Recently released on DVD: "The Burning Plain"


Grade: C

It's possible to admire the performances of stars Charlize Theron (left) and Kim Basinger in The Burning Plain, even as you backpedal from the film, hoping the ponderous megasoap will just go away.

The movie is the directorial debut of screenwriter Guillermo Arriaga, former Mexico City street kid and author of 21 Grams, Amores Perros and Babel. Arriaga's calling cards are shuffled storylines and lost, wounded characters. Here, he adds a new wrinkle: His injured strays play themselves at different stages of their lives. But there is no before and after. No change in hair or car styles. Everyone, everything exists in the onrushing present.

Throw in enough symbolism to choke an English-lit major and you have a film challenge that too often feels like a chore.

The Burning Plain begins with fire demolishing a trailer in New Mexico grasslands. After that, we meet Theron's character in Oregon. She's naked in a bedroom window, smoking, waiting for an unwanted lover to disappear. It's morning. School kids pass by outside. Still, she makes no effort to cover herself.

Later, she takes another lover, a customer with an oil slick in his hair. Someone else she doesn't like.

"Why are you like this?" a boyfriend asks.

The Burning Plain doesn't tell us, not right away, but we have to believe it has something to do with the film's other storylines: Kim Basinger plays a dissatisfied married woman who meets her Mexican lover (Joaquim de Almeida) in a trailer in the aforementioned New Mexico grasslands. Her disapproving teenage daughter (Jennifer Lawrence) follows her around. The daughter, who likes to play with fire, also has a Mexican boyfriend.

And so the various plots of Arriaga's film turn on and into each other, like figures in an M.C. Escher painting.

As mentioned, The Burning Plain is loaded down with symbolism. Aside from the fire motif (love's consuming passion!), there are free-flying birds everywhere. At one point, the teenage lovers knock a bird from the sky, and then roast it in a fire before making love. That can't be good, you're thinking. Sure enough, the kid becomes a pilot. Later on, his plane begins to cough and smoke.…

The film is not without interesting moments or performances. Theron plays her role without hyperbole or vanity. And filmmaker Arriaga never indulges his lead — he doesn't provide anything like a big crying-into-a-phone scene to impress Oscar voters. Theron plays her part mad and is all the more interesting for being unlikable.

Basinger has the more conventional role. Her character, Gina, is a middle-aged woman with too many dangerous secrets.
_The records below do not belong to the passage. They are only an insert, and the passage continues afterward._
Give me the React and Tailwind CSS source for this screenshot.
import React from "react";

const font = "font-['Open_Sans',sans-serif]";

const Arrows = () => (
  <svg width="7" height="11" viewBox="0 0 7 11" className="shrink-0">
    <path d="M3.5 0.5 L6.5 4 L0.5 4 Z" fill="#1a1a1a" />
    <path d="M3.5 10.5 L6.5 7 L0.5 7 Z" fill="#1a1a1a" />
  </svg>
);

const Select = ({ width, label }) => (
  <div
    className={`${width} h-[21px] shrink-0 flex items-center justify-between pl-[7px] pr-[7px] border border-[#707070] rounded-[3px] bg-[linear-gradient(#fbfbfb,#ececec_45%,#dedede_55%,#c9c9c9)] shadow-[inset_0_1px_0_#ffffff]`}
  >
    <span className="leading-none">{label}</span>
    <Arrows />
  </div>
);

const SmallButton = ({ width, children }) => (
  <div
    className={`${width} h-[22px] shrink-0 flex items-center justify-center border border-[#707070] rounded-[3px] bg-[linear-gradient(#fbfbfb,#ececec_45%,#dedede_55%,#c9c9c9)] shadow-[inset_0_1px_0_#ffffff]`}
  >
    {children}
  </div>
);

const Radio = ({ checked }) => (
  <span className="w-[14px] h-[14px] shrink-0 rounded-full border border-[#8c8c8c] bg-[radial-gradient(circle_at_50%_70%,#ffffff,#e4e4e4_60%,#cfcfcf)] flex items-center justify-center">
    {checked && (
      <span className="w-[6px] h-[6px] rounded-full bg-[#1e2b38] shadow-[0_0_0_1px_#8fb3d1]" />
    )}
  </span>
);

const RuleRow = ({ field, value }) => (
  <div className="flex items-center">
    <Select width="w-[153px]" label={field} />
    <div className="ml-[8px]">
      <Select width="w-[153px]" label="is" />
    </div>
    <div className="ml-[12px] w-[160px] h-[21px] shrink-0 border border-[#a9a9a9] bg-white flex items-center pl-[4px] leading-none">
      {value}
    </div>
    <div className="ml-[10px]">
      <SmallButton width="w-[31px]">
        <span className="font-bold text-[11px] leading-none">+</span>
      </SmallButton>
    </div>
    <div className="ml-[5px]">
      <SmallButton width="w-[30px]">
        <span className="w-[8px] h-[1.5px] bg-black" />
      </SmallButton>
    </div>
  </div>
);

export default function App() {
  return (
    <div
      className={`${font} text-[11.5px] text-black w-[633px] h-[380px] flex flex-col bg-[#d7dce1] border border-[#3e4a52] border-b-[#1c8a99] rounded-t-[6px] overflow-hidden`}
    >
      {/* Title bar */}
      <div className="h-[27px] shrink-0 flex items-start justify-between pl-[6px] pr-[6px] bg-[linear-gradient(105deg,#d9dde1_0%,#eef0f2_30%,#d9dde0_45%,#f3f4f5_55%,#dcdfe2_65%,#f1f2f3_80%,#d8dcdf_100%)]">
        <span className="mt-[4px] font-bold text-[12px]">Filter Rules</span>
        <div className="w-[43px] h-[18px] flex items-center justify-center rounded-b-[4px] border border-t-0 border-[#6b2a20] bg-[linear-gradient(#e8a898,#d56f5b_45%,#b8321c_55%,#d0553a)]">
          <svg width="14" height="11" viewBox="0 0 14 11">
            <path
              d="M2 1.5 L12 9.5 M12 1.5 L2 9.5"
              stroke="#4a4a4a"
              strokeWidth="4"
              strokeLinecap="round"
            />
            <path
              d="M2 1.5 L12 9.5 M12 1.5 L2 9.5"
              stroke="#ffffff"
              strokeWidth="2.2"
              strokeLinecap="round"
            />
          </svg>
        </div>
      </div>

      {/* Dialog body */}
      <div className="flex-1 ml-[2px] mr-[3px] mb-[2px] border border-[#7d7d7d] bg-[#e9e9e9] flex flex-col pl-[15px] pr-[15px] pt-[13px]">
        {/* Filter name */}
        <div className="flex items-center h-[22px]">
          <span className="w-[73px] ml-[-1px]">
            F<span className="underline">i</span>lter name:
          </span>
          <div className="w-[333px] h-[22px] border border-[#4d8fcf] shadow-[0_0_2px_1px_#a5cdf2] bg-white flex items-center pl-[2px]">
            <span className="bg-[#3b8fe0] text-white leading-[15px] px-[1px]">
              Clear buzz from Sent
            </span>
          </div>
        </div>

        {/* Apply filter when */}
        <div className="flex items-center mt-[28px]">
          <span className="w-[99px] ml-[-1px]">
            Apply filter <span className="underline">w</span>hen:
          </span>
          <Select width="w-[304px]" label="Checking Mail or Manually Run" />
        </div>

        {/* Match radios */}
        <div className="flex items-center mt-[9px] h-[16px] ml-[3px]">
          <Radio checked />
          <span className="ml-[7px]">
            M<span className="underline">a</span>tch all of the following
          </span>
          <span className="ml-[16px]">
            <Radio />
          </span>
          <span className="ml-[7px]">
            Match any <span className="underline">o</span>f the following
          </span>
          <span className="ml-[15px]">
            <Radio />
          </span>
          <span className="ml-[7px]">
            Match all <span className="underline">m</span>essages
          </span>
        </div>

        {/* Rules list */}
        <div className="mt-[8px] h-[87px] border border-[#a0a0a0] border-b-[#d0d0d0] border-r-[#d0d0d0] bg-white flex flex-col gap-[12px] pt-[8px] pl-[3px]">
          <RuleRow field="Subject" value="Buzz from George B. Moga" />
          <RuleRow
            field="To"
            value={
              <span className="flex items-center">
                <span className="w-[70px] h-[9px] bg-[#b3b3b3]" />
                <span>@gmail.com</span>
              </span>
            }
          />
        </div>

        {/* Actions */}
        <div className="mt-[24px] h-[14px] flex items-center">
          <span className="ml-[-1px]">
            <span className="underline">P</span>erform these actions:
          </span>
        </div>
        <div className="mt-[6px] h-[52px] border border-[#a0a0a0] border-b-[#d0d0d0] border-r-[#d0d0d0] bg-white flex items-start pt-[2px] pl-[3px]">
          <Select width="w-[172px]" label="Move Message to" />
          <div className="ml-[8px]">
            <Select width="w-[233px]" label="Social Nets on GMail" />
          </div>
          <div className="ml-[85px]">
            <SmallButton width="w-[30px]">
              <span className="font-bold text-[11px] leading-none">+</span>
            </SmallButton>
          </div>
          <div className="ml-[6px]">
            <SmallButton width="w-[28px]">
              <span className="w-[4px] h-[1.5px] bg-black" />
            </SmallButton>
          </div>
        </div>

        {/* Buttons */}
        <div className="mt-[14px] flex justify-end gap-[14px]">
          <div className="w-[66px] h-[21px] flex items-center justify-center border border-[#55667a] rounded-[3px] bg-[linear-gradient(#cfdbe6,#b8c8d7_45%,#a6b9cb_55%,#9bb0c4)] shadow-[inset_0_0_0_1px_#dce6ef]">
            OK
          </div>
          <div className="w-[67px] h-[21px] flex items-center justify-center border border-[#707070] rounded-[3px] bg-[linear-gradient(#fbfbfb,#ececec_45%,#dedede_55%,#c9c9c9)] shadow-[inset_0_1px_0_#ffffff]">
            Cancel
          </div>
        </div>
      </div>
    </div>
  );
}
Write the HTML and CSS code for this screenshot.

It's a part that Basinger interprets with tenderness and insight, allowing us to understand that Gina, the straying housewife, is not so much deeply in love as deeply afraid.

Guillermo Arriaga remains an interesting storyteller. If anything, his script is overfull of good ideas — storylines taken too far. But he may not have the editorial skills to be a good director.
To paraphrase the old joke about lawyers, sometimes a screenwriter who represents himself on film has a fool for a client.